*Description of the task*. Exactly reproduce the lines of the listing below from the one containing "Write the React, TypeScript" through the one containing "import React from". Skip the images.

*Material for this task*.
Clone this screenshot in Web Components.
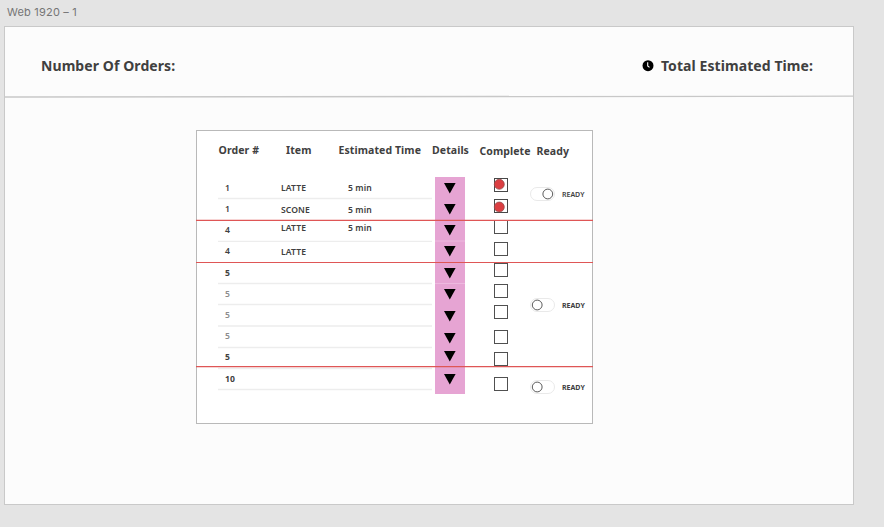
...
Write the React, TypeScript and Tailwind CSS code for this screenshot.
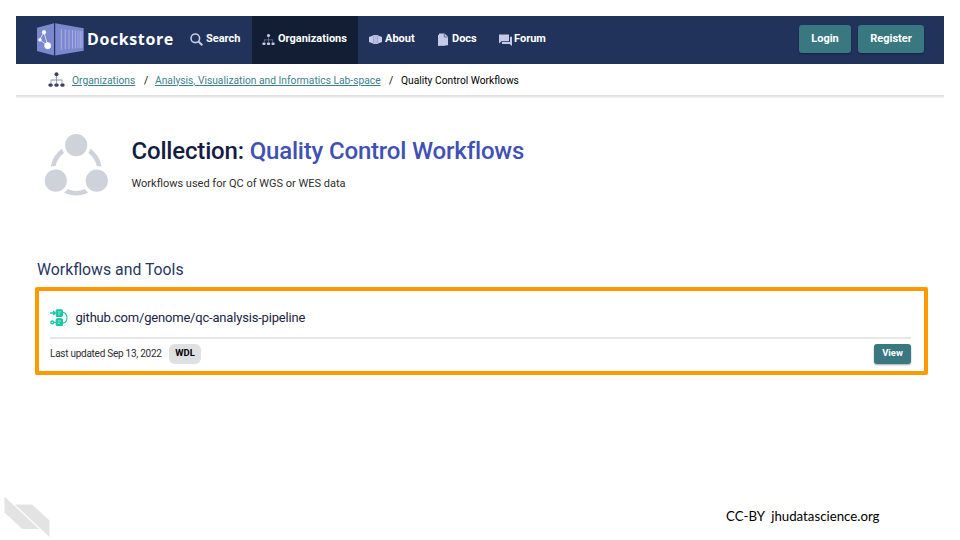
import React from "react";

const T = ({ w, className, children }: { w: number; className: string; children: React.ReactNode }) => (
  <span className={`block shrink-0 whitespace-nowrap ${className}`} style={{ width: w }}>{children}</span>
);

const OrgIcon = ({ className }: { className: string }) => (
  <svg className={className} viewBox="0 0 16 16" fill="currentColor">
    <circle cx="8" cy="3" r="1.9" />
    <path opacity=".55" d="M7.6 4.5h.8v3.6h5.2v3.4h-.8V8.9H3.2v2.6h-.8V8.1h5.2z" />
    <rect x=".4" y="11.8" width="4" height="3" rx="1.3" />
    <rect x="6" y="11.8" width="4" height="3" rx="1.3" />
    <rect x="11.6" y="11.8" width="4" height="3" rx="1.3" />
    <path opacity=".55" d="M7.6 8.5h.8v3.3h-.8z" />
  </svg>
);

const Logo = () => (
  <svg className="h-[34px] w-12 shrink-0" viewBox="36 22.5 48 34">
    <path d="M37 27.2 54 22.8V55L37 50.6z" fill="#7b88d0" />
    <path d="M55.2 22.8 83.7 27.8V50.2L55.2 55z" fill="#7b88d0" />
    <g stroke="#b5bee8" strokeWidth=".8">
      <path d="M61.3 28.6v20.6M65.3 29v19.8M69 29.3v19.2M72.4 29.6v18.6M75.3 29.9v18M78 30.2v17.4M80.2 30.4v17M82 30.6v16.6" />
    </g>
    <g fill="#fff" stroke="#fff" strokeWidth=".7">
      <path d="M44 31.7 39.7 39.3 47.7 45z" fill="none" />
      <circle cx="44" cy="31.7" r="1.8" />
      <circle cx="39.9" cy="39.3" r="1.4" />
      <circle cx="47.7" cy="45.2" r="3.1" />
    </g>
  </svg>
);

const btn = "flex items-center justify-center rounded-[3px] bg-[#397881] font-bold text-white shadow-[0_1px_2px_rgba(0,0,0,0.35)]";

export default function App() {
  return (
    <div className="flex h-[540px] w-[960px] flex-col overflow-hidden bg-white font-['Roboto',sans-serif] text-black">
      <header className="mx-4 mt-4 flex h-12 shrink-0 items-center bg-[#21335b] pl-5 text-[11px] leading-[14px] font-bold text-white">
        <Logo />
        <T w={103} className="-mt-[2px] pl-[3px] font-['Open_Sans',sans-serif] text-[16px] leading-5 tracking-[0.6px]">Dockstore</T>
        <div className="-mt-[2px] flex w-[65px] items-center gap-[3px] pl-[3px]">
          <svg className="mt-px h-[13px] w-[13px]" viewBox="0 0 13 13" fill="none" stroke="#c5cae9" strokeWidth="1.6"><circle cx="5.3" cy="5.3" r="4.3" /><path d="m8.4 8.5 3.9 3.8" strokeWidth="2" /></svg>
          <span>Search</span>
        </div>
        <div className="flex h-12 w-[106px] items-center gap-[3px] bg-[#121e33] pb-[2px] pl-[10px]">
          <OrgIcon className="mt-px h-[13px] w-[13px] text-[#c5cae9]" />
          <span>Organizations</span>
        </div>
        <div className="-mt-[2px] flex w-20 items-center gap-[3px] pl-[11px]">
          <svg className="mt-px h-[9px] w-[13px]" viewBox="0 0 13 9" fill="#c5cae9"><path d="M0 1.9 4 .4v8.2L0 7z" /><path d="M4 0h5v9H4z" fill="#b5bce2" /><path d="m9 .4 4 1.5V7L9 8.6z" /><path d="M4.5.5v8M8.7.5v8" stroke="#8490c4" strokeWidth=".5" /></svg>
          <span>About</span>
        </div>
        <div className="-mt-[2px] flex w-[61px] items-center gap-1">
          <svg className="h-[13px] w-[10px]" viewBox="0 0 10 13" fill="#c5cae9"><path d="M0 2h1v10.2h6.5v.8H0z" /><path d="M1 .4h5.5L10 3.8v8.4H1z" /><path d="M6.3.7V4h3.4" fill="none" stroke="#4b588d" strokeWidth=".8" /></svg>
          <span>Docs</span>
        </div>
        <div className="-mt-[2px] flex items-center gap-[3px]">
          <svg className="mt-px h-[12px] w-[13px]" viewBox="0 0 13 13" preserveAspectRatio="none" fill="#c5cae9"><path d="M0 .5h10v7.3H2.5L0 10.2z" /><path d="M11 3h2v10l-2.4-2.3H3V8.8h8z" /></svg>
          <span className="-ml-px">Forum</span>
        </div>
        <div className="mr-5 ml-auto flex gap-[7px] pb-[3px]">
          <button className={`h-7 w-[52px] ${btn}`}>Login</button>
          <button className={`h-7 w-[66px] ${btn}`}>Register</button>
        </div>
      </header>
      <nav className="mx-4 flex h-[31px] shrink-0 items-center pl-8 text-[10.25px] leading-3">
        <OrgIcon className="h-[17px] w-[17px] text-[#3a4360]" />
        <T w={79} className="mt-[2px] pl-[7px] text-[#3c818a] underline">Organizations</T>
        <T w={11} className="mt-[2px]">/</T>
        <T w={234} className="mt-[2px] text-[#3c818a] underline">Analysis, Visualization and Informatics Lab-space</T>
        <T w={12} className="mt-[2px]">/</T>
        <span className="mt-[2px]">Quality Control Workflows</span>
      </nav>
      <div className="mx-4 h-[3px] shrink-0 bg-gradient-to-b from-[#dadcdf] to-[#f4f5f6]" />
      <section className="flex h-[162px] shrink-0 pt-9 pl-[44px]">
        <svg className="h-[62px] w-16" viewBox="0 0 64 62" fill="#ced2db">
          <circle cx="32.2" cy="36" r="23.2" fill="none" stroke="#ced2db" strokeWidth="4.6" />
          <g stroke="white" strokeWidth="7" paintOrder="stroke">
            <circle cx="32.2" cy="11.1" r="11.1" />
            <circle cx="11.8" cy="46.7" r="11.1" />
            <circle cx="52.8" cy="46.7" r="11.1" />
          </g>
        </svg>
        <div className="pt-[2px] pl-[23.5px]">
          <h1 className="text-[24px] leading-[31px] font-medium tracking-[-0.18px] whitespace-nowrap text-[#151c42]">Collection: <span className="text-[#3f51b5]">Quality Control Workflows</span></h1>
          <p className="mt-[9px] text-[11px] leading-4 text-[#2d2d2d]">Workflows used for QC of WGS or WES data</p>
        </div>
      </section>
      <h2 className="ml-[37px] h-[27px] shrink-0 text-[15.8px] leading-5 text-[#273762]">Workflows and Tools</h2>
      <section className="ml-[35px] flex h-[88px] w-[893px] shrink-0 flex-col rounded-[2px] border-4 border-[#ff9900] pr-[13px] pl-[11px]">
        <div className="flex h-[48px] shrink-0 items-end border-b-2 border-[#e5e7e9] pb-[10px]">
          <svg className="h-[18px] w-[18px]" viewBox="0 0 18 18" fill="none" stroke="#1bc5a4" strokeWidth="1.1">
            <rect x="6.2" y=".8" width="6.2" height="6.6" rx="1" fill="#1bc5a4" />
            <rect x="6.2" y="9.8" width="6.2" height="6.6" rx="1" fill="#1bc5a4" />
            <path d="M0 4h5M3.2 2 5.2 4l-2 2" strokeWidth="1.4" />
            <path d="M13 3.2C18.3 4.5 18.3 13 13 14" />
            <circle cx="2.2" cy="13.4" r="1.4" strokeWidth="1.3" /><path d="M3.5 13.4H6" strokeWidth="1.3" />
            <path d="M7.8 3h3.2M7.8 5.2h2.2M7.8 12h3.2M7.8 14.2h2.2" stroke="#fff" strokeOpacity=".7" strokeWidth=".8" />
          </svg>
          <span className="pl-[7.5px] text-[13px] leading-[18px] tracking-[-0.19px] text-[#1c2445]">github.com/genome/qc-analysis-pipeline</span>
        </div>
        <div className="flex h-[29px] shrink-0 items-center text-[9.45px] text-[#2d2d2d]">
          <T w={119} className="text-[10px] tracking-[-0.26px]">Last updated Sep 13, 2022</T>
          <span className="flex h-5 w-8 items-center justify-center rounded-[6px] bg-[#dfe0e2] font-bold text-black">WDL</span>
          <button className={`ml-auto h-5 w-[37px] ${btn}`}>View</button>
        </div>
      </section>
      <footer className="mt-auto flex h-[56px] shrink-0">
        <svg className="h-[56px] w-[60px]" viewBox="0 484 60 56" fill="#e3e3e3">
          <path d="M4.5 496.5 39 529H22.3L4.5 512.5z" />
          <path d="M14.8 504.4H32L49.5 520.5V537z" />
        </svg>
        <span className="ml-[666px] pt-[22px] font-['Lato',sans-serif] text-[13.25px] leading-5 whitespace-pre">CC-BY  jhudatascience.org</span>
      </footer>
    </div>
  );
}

*Exercise response*.
Write the React, TypeScript and Tailwind CSS code for this screenshot.
import React from "react";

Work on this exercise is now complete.